__GIVEN INFORMATION__
********************
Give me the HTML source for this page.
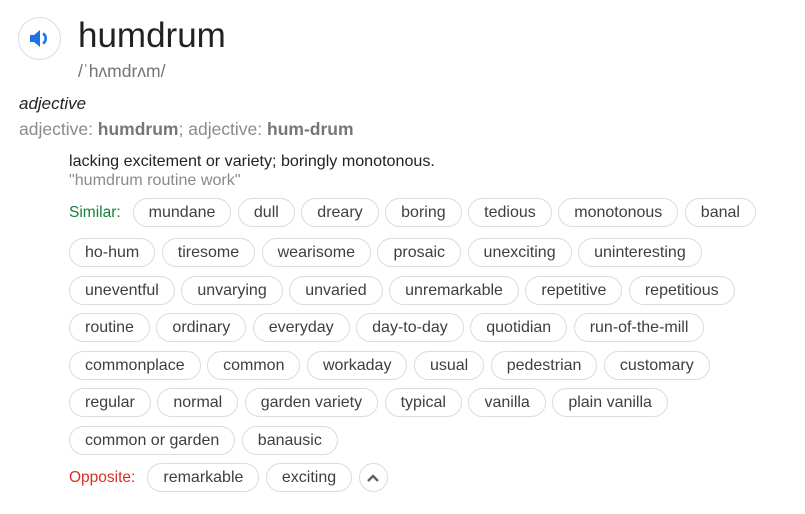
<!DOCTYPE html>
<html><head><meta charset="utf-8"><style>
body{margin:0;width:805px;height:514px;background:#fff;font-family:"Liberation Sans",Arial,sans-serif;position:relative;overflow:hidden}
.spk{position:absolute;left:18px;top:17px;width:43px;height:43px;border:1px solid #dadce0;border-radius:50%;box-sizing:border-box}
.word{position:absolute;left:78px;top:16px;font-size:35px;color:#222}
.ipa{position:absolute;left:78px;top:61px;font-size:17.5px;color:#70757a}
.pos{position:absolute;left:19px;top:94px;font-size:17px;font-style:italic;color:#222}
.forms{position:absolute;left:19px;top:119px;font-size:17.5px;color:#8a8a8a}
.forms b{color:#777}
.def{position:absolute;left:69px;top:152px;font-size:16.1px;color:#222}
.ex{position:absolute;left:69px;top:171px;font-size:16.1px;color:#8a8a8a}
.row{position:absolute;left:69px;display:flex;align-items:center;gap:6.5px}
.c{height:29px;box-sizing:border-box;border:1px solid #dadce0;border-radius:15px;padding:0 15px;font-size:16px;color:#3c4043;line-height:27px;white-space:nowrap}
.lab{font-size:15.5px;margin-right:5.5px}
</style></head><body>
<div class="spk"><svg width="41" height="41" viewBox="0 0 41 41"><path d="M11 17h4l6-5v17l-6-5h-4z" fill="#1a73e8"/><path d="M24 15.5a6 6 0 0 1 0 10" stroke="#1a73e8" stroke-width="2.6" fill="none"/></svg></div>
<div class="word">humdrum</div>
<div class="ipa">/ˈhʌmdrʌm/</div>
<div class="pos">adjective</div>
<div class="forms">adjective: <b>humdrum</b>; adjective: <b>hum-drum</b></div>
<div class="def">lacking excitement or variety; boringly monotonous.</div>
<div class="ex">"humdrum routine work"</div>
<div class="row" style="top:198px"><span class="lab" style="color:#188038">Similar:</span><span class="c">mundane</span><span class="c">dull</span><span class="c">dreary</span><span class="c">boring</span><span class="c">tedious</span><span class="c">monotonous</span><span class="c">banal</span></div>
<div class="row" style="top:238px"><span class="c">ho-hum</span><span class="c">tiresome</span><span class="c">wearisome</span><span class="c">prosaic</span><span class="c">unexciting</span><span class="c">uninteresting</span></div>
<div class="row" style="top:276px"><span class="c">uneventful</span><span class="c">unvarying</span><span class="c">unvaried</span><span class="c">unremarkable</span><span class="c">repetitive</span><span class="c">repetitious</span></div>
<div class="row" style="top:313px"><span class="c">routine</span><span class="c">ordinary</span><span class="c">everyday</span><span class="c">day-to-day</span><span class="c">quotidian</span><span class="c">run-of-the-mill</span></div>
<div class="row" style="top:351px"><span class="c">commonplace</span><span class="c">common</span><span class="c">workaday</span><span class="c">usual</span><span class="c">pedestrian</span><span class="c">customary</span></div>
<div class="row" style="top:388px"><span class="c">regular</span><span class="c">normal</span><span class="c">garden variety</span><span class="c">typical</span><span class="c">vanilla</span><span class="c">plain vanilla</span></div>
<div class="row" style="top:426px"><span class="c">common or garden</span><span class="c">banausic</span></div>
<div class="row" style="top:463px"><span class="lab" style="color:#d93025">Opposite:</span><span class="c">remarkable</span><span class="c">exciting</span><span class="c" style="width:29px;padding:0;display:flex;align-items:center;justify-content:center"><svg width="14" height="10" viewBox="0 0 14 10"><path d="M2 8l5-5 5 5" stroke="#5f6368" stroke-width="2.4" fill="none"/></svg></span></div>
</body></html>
********************
__EXERCISE TASK__
Quote in full the listing given above; the images are to be left out.

__THE OUTPUT__
Give me the HTML source for this page.
<!DOCTYPE html>
<html><head><meta charset="utf-8"><style>
body{margin:0;width:805px;height:514px;background:#fff;font-family:"Liberation Sans",Arial,sans-serif;position:relative;overflow:hidden}
.spk{position:absolute;left:18px;top:17px;width:43px;height:43px;border:1px solid #dadce0;border-radius:50%;box-sizing:border-box}
.word{position:absolute;left:78px;top:16px;font-size:35px;color:#222}
.ipa{position:absolute;left:78px;top:61px;font-size:17.5px;color:#70757a}
.pos{position:absolute;left:19px;top:94px;font-size:17px;font-style:italic;color:#222}
.forms{position:absolute;left:19px;top:119px;font-size:17.5px;color:#8a8a8a}
.forms b{color:#777}
.def{position:absolute;left:69px;top:152px;font-size:16.1px;color:#222}
.ex{position:absolute;left:69px;top:171px;font-size:16.1px;color:#8a8a8a}
.row{position:absolute;left:69px;display:flex;align-items:center;gap:6.5px}
.c{height:29px;box-sizing:border-box;border:1px solid #dadce0;border-radius:15px;padding:0 15px;font-size:16px;color:#3c4043;line-height:27px;white-space:nowrap}
.lab{font-size:15.5px;margin-right:5.5px}
</style></head><body>
<div class="spk"><svg width="41" height="41" viewBox="0 0 41 41"><path d="M11 17h4l6-5v17l-6-5h-4z" fill="#1a73e8"/><path d="M24 15.5a6 6 0 0 1 0 10" stroke="#1a73e8" stroke-width="2.6" fill="none"/></svg></div>
<div class="word">humdrum</div>
<div class="ipa">/ˈhʌmdrʌm/</div>
<div class="pos">adjective</div>
<div class="forms">adjective: <b>humdrum</b>; adjective: <b>hum-drum</b></div>
<div class="def">lacking excitement or variety; boringly monotonous.</div>
<div class="ex">"humdrum routine work"</div>
<div class="row" style="top:198px"><span class="lab" style="color:#188038">Similar:</span><span class="c">mundane</span><span class="c">dull</span><span class="c">dreary</span><span class="c">boring</span><span class="c">tedious</span><span class="c">monotonous</span><span class="c">banal</span></div>
<div class="row" style="top:238px"><span class="c">ho-hum</span><span class="c">tiresome</span><span class="c">wearisome</span><span class="c">prosaic</span><span class="c">unexciting</span><span class="c">uninteresting</span></div>
<div class="row" style="top:276px"><span class="c">uneventful</span><span class="c">unvarying</span><span class="c">unvaried</span><span class="c">unremarkable</span><span class="c">repetitive</span><span class="c">repetitious</span></div>
<div class="row" style="top:313px"><span class="c">routine</span><span class="c">ordinary</span><span class="c">everyday</span><span class="c">day-to-day</span><span class="c">quotidian</span><span class="c">run-of-the-mill</span></div>
<div class="row" style="top:351px"><span class="c">commonplace</span><span class="c">common</span><span class="c">workaday</span><span class="c">usual</span><span class="c">pedestrian</span><span class="c">customary</span></div>
<div class="row" style="top:388px"><span class="c">regular</span><span class="c">normal</span><span class="c">garden variety</span><span class="c">typical</span><span class="c">vanilla</span><span class="c">plain vanilla</span></div>
<div class="row" style="top:426px"><span class="c">common or garden</span><span class="c">banausic</span></div>
<div class="row" style="top:463px"><span class="lab" style="color:#d93025">Opposite:</span><span class="c">remarkable</span><span class="c">exciting</span><span class="c" style="width:29px;padding:0;display:flex;align-items:center;justify-content:center"><svg width="14" height="10" viewBox="0 0 14 10"><path d="M2 8l5-5 5 5" stroke="#5f6368" stroke-width="2.4" fill="none"/></svg></span></div>
</body></html>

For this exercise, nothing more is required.